Aujourd’hui, la valeur de solidarité est extrapolée. Dans notre société, les gens utilisent abusivement cette notion de solidarité sans pour autant être réellement solidaires. Dans la société traditionnelle, la valeur de solidarité était là.Si au nom de la solidarité, vous recevez par exemple un étranger,vous allez lui donner à manger. Mais il n’y avait pas seulement que la solidarité, il y avait aussi une autre valeur qui était qu’il fallait combattre l’oisiveté. Qu’est-ce que ça veut dire ? Si vous recevez un étranger et que vous le nourrissez pendant deux jours, le troisième jour, vous devriez lui donner la daba pour que vous alliez ensemble au champ. Aujourd’hui, les gens cultivent le saprophytisme, le parasitisme parce que nos valeurs n’existent pas. Je pense qu’il faut enseigner ces valeurs à l’école en intégrant notamment nos valeurs culturelles dans le système éducatif. Il faut que dans les villages, l’école ne soit plus un facteur d’acculturation et d’inculturation. Que l’individu qui va à l’école ne soit pas au final, un étranger dans sa propre communauté. Comme le disait la grande royale dans L’Aventure Ambiguë de Cheick Amidou KANE, « il faut aller apprendre à couper le fer par le fer et revenir dans notre communauté ».Nous devons retourner à ce système où la culture est le socle même de notre système éducatif. J’imagine des écoles où la communauté joue un rôle où ce n’est pas seulement le programme scolaire qui est établi, mais la communauté s’organise pour que les contes qu’on nous faisait la nuit autour du feu continuent à être racontés à l’école.

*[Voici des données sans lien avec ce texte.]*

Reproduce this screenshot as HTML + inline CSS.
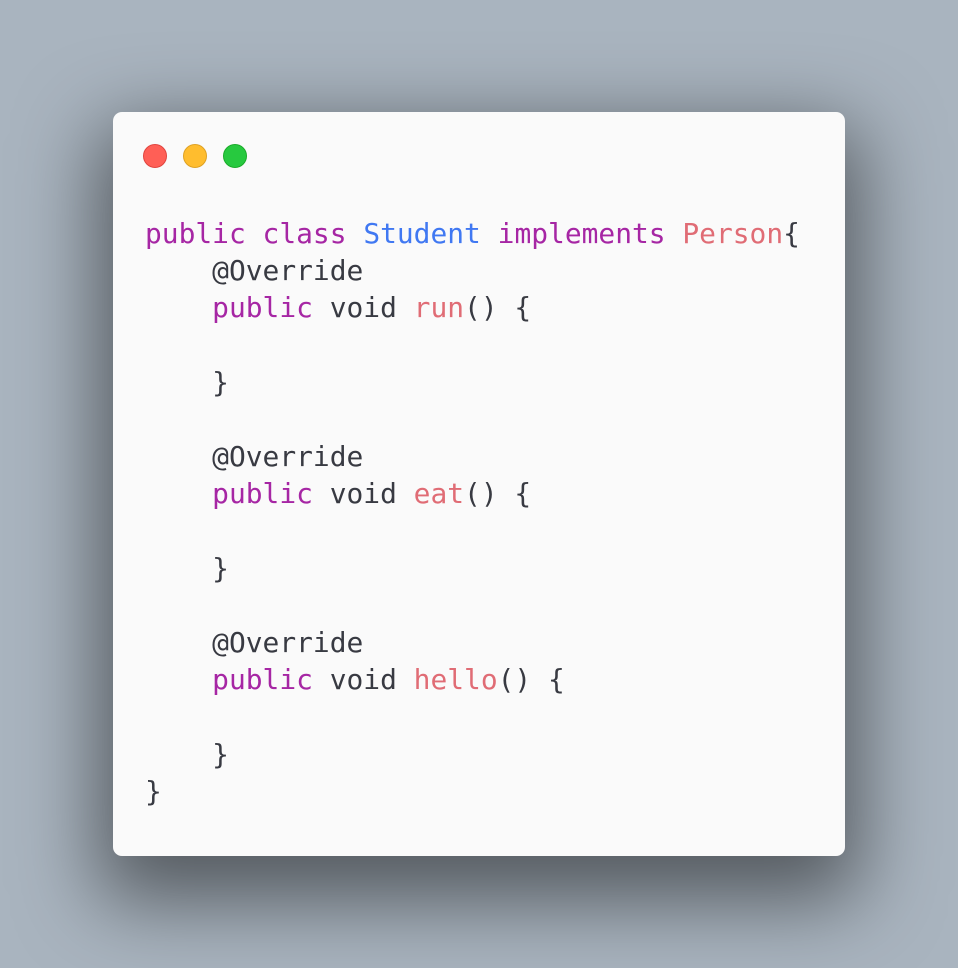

Que par exemple, le griot ait des horaires dans la semaine pour aller parler aux enfants de l’histoire du village, que le forgeron aille apprendre aux enfants les techniques de la forge, que le guérisseur du village puisse aller leur apprendre les plants … Et c’est comme ça que l’enfant quand bien même il reçoit l’éducation, va rester membre de sa communauté et il va apprendre les valeurs.